Former world champion Kevin Schwantz’s parents owned a Yamaha dealership, so his mom was cool with riding motorcycles as a kid. But she only had one rule: Don’t ever race them.
That’s probably the best advice Schwantz ever ignored. Over his racing career, Schwantz accumulated 25 grand prix wins, a world championship and his all-out riding style made him a fan favorite the world over.
Speaking to Jalopnik at the MotoGP race in Austin, Schwantz was constantly interrupted by well-wishers and selfie-seekers. Not by fans, but by competitors and team members in this weekend’s races.
Surveying the motorcycle racing landscape, Schwantz, now 52, said it’s unfortunate that there aren’t any Americans following in his footsteps, or any of the other great U.S. riders that dominated the sport from the late 1970s to the early 1990s.
Schwantz said it’s going to take more young American riders heading to Europe and slogging it out through the developmental ranks to lead to the next breakthrough on the international racing scene.
Schwantz’s own start wasn’t easy, though he found an early supporter in legendary British racer Barry Sheene.
He recalled going over to England in 1985 and getting his hands on a first-year Suzuki GSX-R that had had its transmission moved to the right side for racing at the Isle of Man TT.
“There was a big puddle of oil where they’d done the seal going out the other side of his transmission,” he said. “I was like, ‘Oh my god, what is this I’ve got the ride?”
Schwantz still delivered.
“It wasn’t a real highly tuned machine, but it handled great,” he said. “The weather that year was absolutely horrific—wet, wet-to-dry, it was freezing-ass cold the whole time. But I only crashed it once.”
His career took off from there.
“That’s where I feel like our kids have gotten maybe a little bit spoiled, ‘They’re like oh, well, how good’s the bike?’”
Schwantz is a Houston native who is recognized the world over—but not so much at home.
“I go to Japan or the U.K. or Italy or Spain and have guys who are stamping your passport say, ‘Hey, glad you’re back, good to see you!’” he said. “When I get back home, they say: ‘What do you mean motorcycle racer, get over there, open that suitcase.’”

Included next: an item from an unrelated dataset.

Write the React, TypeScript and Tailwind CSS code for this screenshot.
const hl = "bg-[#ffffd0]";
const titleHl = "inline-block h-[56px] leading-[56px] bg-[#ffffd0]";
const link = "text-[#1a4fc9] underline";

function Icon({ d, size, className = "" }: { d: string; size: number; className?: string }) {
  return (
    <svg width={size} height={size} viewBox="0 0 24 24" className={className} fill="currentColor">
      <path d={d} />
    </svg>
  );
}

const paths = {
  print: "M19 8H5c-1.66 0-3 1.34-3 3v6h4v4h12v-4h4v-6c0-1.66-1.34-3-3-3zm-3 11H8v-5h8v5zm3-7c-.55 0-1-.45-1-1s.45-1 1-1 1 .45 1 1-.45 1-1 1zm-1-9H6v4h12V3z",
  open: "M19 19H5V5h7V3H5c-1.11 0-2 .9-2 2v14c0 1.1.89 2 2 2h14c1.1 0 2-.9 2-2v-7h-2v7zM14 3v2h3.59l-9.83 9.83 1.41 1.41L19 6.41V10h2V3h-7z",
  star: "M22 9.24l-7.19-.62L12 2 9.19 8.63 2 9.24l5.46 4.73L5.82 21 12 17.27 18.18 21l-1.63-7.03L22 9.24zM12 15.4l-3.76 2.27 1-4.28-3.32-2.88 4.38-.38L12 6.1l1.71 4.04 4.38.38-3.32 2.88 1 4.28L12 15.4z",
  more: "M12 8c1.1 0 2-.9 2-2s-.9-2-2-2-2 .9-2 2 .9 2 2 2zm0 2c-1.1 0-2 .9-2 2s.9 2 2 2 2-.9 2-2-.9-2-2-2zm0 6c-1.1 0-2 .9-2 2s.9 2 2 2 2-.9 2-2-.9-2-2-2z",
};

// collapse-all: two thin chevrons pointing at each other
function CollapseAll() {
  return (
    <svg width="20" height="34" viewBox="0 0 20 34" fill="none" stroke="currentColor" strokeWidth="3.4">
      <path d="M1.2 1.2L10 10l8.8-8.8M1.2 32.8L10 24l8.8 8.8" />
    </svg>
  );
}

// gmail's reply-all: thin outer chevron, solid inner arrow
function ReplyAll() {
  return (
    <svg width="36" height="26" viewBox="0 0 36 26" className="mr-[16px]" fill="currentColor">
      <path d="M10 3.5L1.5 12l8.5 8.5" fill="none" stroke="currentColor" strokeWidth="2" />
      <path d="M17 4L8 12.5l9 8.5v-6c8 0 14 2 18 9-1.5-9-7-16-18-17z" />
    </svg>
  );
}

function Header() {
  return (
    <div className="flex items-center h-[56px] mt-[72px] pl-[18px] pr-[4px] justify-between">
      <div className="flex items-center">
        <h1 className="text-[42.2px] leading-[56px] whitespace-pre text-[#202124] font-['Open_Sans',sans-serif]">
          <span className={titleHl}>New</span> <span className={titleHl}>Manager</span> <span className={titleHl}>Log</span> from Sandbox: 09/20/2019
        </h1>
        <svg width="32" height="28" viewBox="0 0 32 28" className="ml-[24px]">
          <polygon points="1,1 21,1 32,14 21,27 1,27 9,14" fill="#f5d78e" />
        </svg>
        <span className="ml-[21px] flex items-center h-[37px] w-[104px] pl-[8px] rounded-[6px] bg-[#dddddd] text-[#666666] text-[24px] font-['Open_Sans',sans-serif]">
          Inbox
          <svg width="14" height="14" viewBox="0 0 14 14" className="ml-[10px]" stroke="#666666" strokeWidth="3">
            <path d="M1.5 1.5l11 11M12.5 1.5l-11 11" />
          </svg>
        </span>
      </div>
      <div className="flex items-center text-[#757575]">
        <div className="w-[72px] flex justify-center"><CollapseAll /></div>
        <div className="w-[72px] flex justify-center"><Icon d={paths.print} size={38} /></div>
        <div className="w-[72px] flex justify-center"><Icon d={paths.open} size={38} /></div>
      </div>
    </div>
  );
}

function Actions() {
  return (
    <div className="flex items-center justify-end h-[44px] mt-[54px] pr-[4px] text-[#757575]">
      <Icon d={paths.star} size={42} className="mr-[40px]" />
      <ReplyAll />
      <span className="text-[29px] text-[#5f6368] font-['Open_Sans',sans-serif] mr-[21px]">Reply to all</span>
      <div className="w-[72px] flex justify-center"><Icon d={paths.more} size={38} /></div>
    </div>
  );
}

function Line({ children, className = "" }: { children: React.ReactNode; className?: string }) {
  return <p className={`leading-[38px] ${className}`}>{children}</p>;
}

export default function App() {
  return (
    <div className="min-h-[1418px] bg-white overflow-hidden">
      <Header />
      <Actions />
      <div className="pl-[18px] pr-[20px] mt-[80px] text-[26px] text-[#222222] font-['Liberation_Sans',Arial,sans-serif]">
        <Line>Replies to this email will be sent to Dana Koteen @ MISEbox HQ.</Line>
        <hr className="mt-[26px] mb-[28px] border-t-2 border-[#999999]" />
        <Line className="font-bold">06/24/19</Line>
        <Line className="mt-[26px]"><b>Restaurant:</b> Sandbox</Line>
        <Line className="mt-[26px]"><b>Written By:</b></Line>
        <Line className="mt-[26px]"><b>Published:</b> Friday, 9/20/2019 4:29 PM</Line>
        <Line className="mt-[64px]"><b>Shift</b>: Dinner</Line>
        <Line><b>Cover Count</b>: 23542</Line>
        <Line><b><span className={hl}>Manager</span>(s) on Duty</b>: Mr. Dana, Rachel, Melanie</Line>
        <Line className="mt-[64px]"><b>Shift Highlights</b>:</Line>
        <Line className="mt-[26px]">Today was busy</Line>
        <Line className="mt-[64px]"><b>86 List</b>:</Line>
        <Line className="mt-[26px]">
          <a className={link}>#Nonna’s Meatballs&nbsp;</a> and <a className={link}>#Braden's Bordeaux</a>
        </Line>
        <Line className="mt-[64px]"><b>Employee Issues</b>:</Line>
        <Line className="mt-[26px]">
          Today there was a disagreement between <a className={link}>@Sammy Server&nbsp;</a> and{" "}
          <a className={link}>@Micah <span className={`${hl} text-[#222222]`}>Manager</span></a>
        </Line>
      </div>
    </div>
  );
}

Schwantz was a driving force behind getting the Circuit of The Americas track off the ground, but fell out with organizers. The ill-feelings have been forgiven, he said.
“We had our little disagreement, but we settled those, and it’s good,” he said. “I think we have a pretty good working relationship.”
With MotoGP bikes blaring past the paddock, I asked Schwantz whether he ever gets the itch to get back and mix it up on track with today’s generation of racers.
He got a wry smile on his face, and said, “No, not really.” Schwantz used to do a lot of classic bike races, but said he finds it’s no longer worth the risk.
“When I raced, I used to think that I’m racing with the best guys in the world and we’re not going to take each other out,” he said. But then he got taken out by Mick Doohan and Eddie Lawson.
“So I’ve been hit by the best,” he said. “And all that’s at stake in these races is a trophy, not even money.”
Plus, Schwantz said, he’s used to having a target on his back when he’s on the track.
“People see my name on the back and they think, I’m going to beat him and everyone will know I should have been world champion,” he said with a shake of his head.
Obviously Schwantz’s mom came around to his racing career, but she wasn’t on hand for his first win at the Japanese Grand Prix in 1988.
“My dad was there when I went out and won,” he said. “And she said, what? ‘I’m never missing another race.’”
We can only hope that other moms will be as understanding when their kids disobey them to pursue racing glory.